Appel suspensif des étrangers placés en rétention

Dans sa rédaction tirée de l’article 1er de la loi n° 2025-796 du 11 août 2025 visant à faciliter le maintien en rétention des personnes condamnées pour des faits d’une particulière gravité, l’article L. 743-22 du Code de l’entrée et du séjour des étrangers et du droit d’asile instituait de nouveaux cas d’appel suspensif contre une décision mettant fin à la rétention administrative d’un étranger jusqu’à ce qu’il soit statué sur le fond. Cette faculté a été invalidée par le Conseil constitutionnel qui a rappelé que, par principe, un magistrat du siège doit disposer « de la plénitude des pouvoirs que lui confère son rôle de gardien de la liberté individuelle » (Cons. const., 7 août 2025, n° 2025-895 DC, cons. 18. – confirme Cons. const., 20 nov. 2003, n° 2003-484 DC, cons. 74). Pour cette raison, il ne peut pas être fait obstacle à une décision de remise en liberté, « fût-ce dans l’attente, le cas échéant, de celle du juge d’appel » (cons. 18). Certes, comme la loi le prévoit depuis 2003, le ministère public peut demander au magistrat délégué de déclarer son recours suspensif si l’intéressé ne dispose pas de garanties de représentation effectives ou en cas de menace grave pour l’ordre public. Ce magistrat décide alors sans délai s’il y a lieu de donner à l’appel un effet suspensif par une ordonnance motivée rendue contradictoirement. Par dérogation, le législateur avait prévu que l’appel suspendait de plein droit l’exécution de la décision du juge mettant fin à la rétention dans des cas définis (interdiction judiciaire du territoire, condamnation définitive pour des crimes ou délits graves, expulsion, interdiction administrative du territoire, menace d’une particulière gravité pour l’ordre public).
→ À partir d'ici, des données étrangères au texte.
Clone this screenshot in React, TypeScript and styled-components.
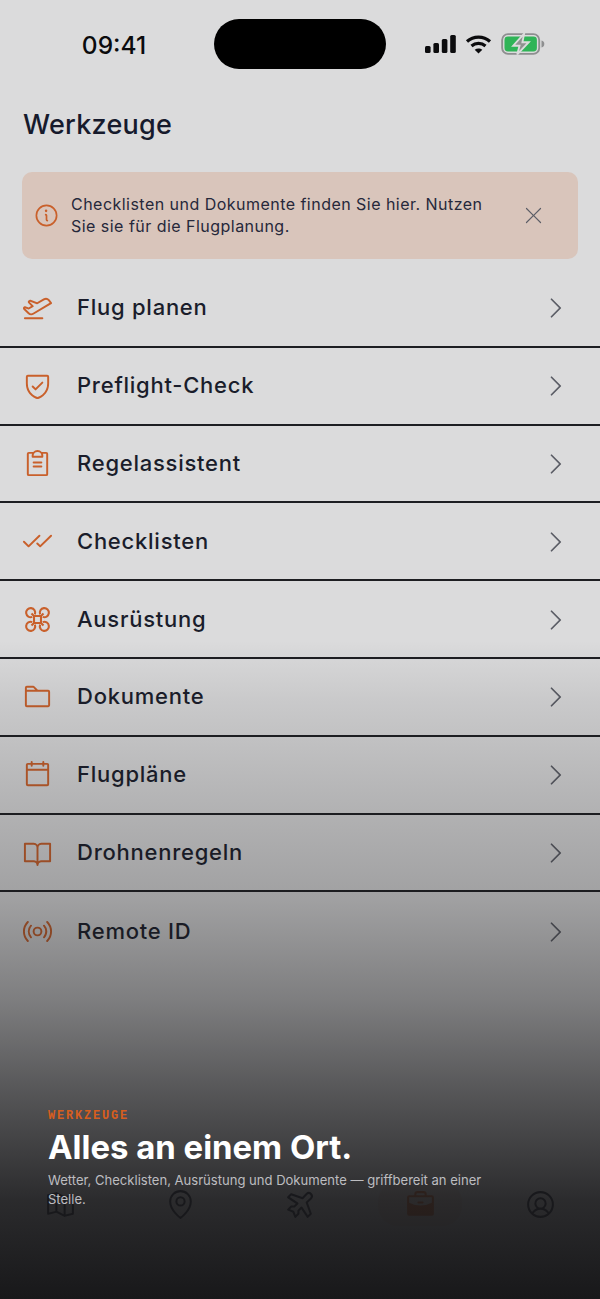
import React from 'react'
import styled, { createGlobalStyle } from 'styled-components'
import {
    PiAirplaneTakeoff,
    PiShieldCheck,
    PiClipboardText,
    PiChecks,
    PiFolder,
    PiCalendarBlank,
    PiBookOpen,
    PiBroadcast,
    PiCaretRight,
    PiXLight,
    PiInfo,
    PiMapTrifold,
    PiMapPin,
    PiAirplaneTilt,
    PiBriefcaseFill,
    PiUserCircle,
} from 'react-icons/pi'

const GlobalStyle = createGlobalStyle`
    html, body {
        margin: 0;
        padding: 0;
        background: #dbdbdc;
    }
    * {
        box-sizing: border-box;
    }
`

const Screen = styled.div`
    position: relative;
    width: 600px;
    height: 1299px;
    overflow: hidden;
    background: #dbdbdc;
    color: #161a2c;
    font-family: Inter, "Liberation Sans", sans-serif;
`

const StatusBar = styled.div`
    display: grid;
    grid-template-columns: 214px 172px 1fr;
    align-items: center;
    height: 50px;
    margin-top: 19px;
`

const Time = styled.div`
    justify-self: center;
    padding: 2px 0 0 14px;
    font-size: 24.5px;
    font-weight: 550;
    color: #0b0b0d;
`

const Island = styled.div`
    height: 50px;
    border-radius: 25px;
    background: #000;
`

const StatusIcons = styled.div`
    display: flex;
    align-items: center;
    gap: 9px;
    height: 100%;
    padding-left: 39px;
`

const Title = styled.h1`
    margin: 39px 0 0 23px;
    font-size: 27px;
    line-height: 34px;
    font-weight: 500;
    letter-spacing: 0.25px;
`

const Banner = styled.div`
    display: flex;
    align-items: center;
    height: 87px;
    margin: 30px 22px 0;
    padding: 0 32px 0 11px;
    border-radius: 10px;
    background: #d9c5bb;
`

const BannerIcon = styled.span`
    display: flex;
    font-size: 27px;
    color: #c9602b;
`

const BannerText = styled.p`
    flex: 1;
    margin: 0 28px 2px 11px;
    font-size: 16px;
    line-height: 22px;
    letter-spacing: 0.47px;
    color: #26283a;
`

const CloseIcon = styled.span`
    display: flex;
    font-size: 25px;
    color: #5b5d66;
`

const List = styled.div`
    margin-top: 11px;
`

const Row = styled.div`
    display: flex;
    align-items: center;
    height: 77.8px;
    padding: 0 31px 0 21px;
    border-bottom: 2px solid #1d1e22;

    &:last-child {
        border-bottom: none;
    }
`

const RowIcon = styled.span`
    display: flex;
    justify-content: center;
    width: 32px;
    font-size: 31px;
    color: #c9602b;
`

const RowLabel = styled.span`
    flex: 1;
    margin: 0 0 1px 24px;
    font-size: 22px;
    font-weight: 450;
    letter-spacing: 0.75px;
    color: #1a1d2b;
`

const Chevron = styled.span`
    display: flex;
    padding-top: 1px;
    font-size: 28px;
    color: #5b5d66;
`

const TabBar = styled.div`
    position: absolute;
    left: 0;
    right: 0;
    top: 1174px;
    display: grid;
    grid-template-columns: repeat(5, 120px);
    height: 60px;
`

const Tab = styled.div`
    display: flex;
    align-items: center;
    justify-content: center;
    font-size: 33px;
    color: #1a1d2b;
`

const ActiveTab = styled(Tab)`
    justify-self: center;
    align-self: center;
    width: 84px;
    height: 44px;
    border-radius: 20px;
    color: #c9602b;
    background: rgba(201, 96, 43, 0.12);
`

const Scrim = styled.div`
    position: absolute;
    inset: 0;
    background: linear-gradient(
        to bottom,
        rgba(24, 24, 26, 0) 0,
        rgba(24, 24, 26, 0) 640px,
        rgba(24, 24, 26, 0.09) 700px,
        rgba(24, 24, 26, 0.2) 800px,
        rgba(24, 24, 26, 0.3) 900px,
        rgba(24, 24, 26, 0.48) 1000px,
        rgba(24, 24, 26, 0.68) 1090px,
        rgba(24, 24, 26, 0.9) 1200px,
        rgba(24, 24, 26, 1) 1299px
    );
`

const Caption = styled.div`
    position: absolute;
    left: 48px;
    top: 1109px;
    width: 450px;
`

const Eyebrow = styled.div`
    font-family: "Liberation Mono", monospace;
    font-size: 12px;
    line-height: 15px;
    font-weight: 700;
    letter-spacing: 1.8px;
    color: #d75e1e;
`

const Headline = styled.h2`
    margin: 2px 0 0;
    font-size: 32.9px;
    line-height: 42px;
    font-weight: 700;
    color: #fff;
`

const Subline = styled.p`
    margin: 3px 0 0;
    font-size: 13.05px;
    line-height: 19px;
    color: #bdbdc0;
`

function DroneIcon() {
    return (
        <svg width="27" height="27" viewBox="0 0 31 31" fill="none" stroke="currentColor" strokeWidth="2.4" strokeLinejoin="round">
            <rect x="11.5" y="11.5" width="8" height="8" />
            <path d="M11.5 11.5L8.6 8.6M19.5 11.5L22.4 8.6M11.5 19.5L8.6 22.4M19.5 19.5L22.4 22.4" />
            <path d="M12.5 9.5A5.2 5.2 0 1 0 9.5 12.5" />
            <path d="M18.5 9.5A5.2 5.2 0 1 1 21.5 12.5" />
            <path d="M12.5 21.5A5.2 5.2 0 1 1 9.5 18.5" />
            <path d="M18.5 21.5A5.2 5.2 0 1 0 21.5 18.5" />
        </svg>
    )
}

const items = [
    { label: 'Flug planen', icon: <PiAirplaneTakeoff /> },
    { label: 'Preflight-Check', icon: <PiShieldCheck /> },
    { label: 'Regelassistent', icon: <PiClipboardText /> },
    { label: 'Checklisten', icon: <PiChecks /> },
    { label: 'Ausrüstung', icon: <DroneIcon /> },
    { label: 'Dokumente', icon: <PiFolder /> },
    { label: 'Flugpläne', icon: <PiCalendarBlank /> },
    { label: 'Drohnenregeln', icon: <PiBookOpen /> },
    { label: 'Remote ID', icon: <PiBroadcast /> },
]

function SignalIcon() {
    return (
        <svg width="31" height="18" viewBox="0 0 31 18" fill="#0b0b0d">
            <rect x="0" y="11" width="5.6" height="7" rx="1.5" />
            <rect x="8.4" y="8" width="5.6" height="10" rx="1.5" />
            <rect x="16.8" y="4" width="5.6" height="14" rx="1.5" />
            <rect x="25.2" y="0" width="5.6" height="18" rx="1.5" />
        </svg>
    )
}

function WifiIcon() {
    return (
        <svg width="27" height="19" viewBox="0 0 26 19" fill="none" stroke="#0b0b0d" strokeWidth="3.2">
            <path d="M1.5 6.5C8 0.6 18 0.6 24.5 6.5" />
            <path d="M6 11C10 7.6 16 7.6 20 11" />
            <path d="M13 18.5L9.2 14.8C11.4 13 14.6 13 16.8 14.8Z" fill="#0b0b0d" stroke="none" />
        </svg>
    )
}

function BatteryIcon() {
    return (
        <svg width="44" height="22" viewBox="0 0 38 19">
            <rect x="1" y="1" width="32" height="17" rx="5" fill="none" stroke="#8e8f90" strokeWidth="1.6" />
            <rect x="3" y="3" width="28" height="13" rx="3" fill="#2fb457" />
            <path d="M35 6.5c1.6.4 2.4 1.5 2.4 3s-.8 2.6-2.4 3z" fill="#8e8f90" />
            <path d="M20 0.5L10.5 11H16L14 18.5L24 8H18.5Z" fill="#8f9290" stroke="#dbdbdc" strokeWidth="1.6" />
        </svg>
    )
}

export default function App() {
    return (
        <Screen>
            <GlobalStyle />
            <StatusBar>
                <Time>09:41</Time>
                <Island />
                <StatusIcons>
                    <SignalIcon />
                    <WifiIcon />
                    <BatteryIcon />
                </StatusIcons>
            </StatusBar>

            <Title>Werkzeuge</Title>

            <Banner>
                <BannerIcon><PiInfo /></BannerIcon>
                <BannerText>
                    Checklisten und Dokumente finden Sie hier. Nutzen Sie sie für die Flugplanung.
                </BannerText>
                <CloseIcon><PiXLight /></CloseIcon>
            </Banner>

            <List>
                {items.map((item) => (
                    <Row key={item.label}>
                        <RowIcon>{item.icon}</RowIcon>
                        <RowLabel>{item.label}</RowLabel>
                        <Chevron><PiCaretRight /></Chevron>
                    </Row>
                ))}
            </List>

            <TabBar>
                <Tab><PiMapTrifold /></Tab>
                <Tab><PiMapPin /></Tab>
                <Tab><PiAirplaneTilt /></Tab>
                <ActiveTab><PiBriefcaseFill /></ActiveTab>
                <Tab><PiUserCircle /></Tab>
            </TabBar>

            <Scrim />

            <Caption>
                <Eyebrow>WERKZEUGE</Eyebrow>
                <Headline>Alles an einem Ort.</Headline>
                <Subline>Wetter, Checklisten, Ausrüstung und Dokumente — griffbereit an einer Stelle.</Subline>
            </Caption>
        </Screen>
    )
}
Ces dispositions s’appliquaient à tout appel formé contre la décision de libération, qu’il émane du ministère public ou du préfet et n’ouvraient pas un droit d’action à l’étranger concerné. Le Conseil constitutionnel en a tiré la conséquence que la loi portait atteinte à l’article 66 de la Constitution en conférant un effet suspensif au recours formé contre une mesure privative de liberté, « y compris lorsqu’il n’émane pas du procureur de la République, magistrat de l’ordre judiciaire » (cons. 24). Le Conseil a également dénoncé la mise en échec de la plénitude des pouvoirs du magistrat du siège pour se prononcer dans les plus brefs délais sur le bien-fondé de la suspension d’une décision de remise en liberté.
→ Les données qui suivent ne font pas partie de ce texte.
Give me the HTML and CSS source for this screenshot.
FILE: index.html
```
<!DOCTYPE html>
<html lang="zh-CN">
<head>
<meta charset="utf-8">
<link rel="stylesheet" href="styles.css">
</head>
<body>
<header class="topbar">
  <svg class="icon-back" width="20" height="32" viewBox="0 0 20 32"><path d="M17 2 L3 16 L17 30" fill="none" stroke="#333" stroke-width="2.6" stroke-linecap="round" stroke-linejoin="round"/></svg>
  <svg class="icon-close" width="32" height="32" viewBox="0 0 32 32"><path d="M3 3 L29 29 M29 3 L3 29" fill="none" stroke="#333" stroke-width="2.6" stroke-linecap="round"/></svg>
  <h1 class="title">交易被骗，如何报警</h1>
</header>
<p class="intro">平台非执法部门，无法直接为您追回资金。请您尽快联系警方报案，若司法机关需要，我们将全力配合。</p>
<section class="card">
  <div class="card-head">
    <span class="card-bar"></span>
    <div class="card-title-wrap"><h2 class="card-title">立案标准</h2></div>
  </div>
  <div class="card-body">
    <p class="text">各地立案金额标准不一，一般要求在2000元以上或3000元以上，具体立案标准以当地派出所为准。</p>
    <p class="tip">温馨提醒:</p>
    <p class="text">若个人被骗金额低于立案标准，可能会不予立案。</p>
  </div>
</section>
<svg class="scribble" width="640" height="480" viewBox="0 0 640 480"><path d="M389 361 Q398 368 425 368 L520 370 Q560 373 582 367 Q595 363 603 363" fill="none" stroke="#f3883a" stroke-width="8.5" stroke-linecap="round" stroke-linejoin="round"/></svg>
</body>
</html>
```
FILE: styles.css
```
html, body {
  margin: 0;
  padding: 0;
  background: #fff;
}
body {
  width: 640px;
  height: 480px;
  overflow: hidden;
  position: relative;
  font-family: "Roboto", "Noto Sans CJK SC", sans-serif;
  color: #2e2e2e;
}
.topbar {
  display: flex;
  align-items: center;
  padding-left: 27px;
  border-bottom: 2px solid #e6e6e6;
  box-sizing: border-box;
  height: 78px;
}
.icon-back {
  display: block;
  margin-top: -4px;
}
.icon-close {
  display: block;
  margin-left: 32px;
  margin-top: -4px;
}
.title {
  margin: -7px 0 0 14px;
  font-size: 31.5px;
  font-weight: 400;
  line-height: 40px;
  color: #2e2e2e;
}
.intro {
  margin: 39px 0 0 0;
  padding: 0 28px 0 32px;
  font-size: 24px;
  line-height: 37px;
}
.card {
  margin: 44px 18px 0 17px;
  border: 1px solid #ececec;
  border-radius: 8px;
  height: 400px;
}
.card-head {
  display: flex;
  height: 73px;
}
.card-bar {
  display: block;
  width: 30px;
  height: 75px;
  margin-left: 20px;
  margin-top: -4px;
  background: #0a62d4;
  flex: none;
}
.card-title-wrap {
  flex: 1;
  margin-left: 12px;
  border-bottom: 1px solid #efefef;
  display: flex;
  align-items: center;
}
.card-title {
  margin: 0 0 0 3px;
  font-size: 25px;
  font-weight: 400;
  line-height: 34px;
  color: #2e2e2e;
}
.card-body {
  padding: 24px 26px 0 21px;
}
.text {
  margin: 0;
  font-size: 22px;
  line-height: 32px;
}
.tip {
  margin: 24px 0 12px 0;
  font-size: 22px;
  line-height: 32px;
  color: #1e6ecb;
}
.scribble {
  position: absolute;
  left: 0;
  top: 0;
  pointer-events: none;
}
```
Un mois plus tard, le Conseil constitutionnel a prolongé cette analyse pour estimer que le législateur portait une atteinte excessive à la liberté individuelle en prévoyant que l’étranger dont la rétention a pris fin est maintenu à la disposition de la justice jusqu’à vingt-quatre heures avant l’appel du ministère public sans que, dans ce délai, un magistrat du siège soit appelé à se prononcer sur le bien-fondé d’une telle mesure (Cons. const., 12 sept. 2025, n° 2025-1158 QPC, cons. 11). Ce régime résultait de la réforme du 26 janvier 2024. Parce que l’abrogation immédiate de ces dispositions aurait pour conséquence de remettre en cause l’effet utile du recours suspensif pouvant être exercé par le ministère public en cas d’absence de garanties de représentation ou de menace pour l’ordre public, il a été décidé d’en reporter l’effet au 1er octobre 2026. Afin de faire cesser l’inconstitutionnalité constatée et jusqu’à l’entrée en vigueur d’une nouvelle loi, lorsqu’une ordonnance du magistrat judiciaire du siège mettra fin à sa rétention, l’étranger ne pourra être maintenu à la disposition de la justice au-delà de six heures à compter de la notification de l’ordonnance à ce magistrat sans que le procureur de la République ait formé appel de cette ordonnance et saisi le magistrat judiciaire délégué d’une demande d’appel suspensif. Prévue par la loi du 16 juin 2011, cette durée de six heures applicable avant la réforme du 26 janvier 2024 avait été jugée non excessive par le Conseil constitutionnel (Cons. const., 9 juin 2011, n° 2011-631 DC, cons. 33).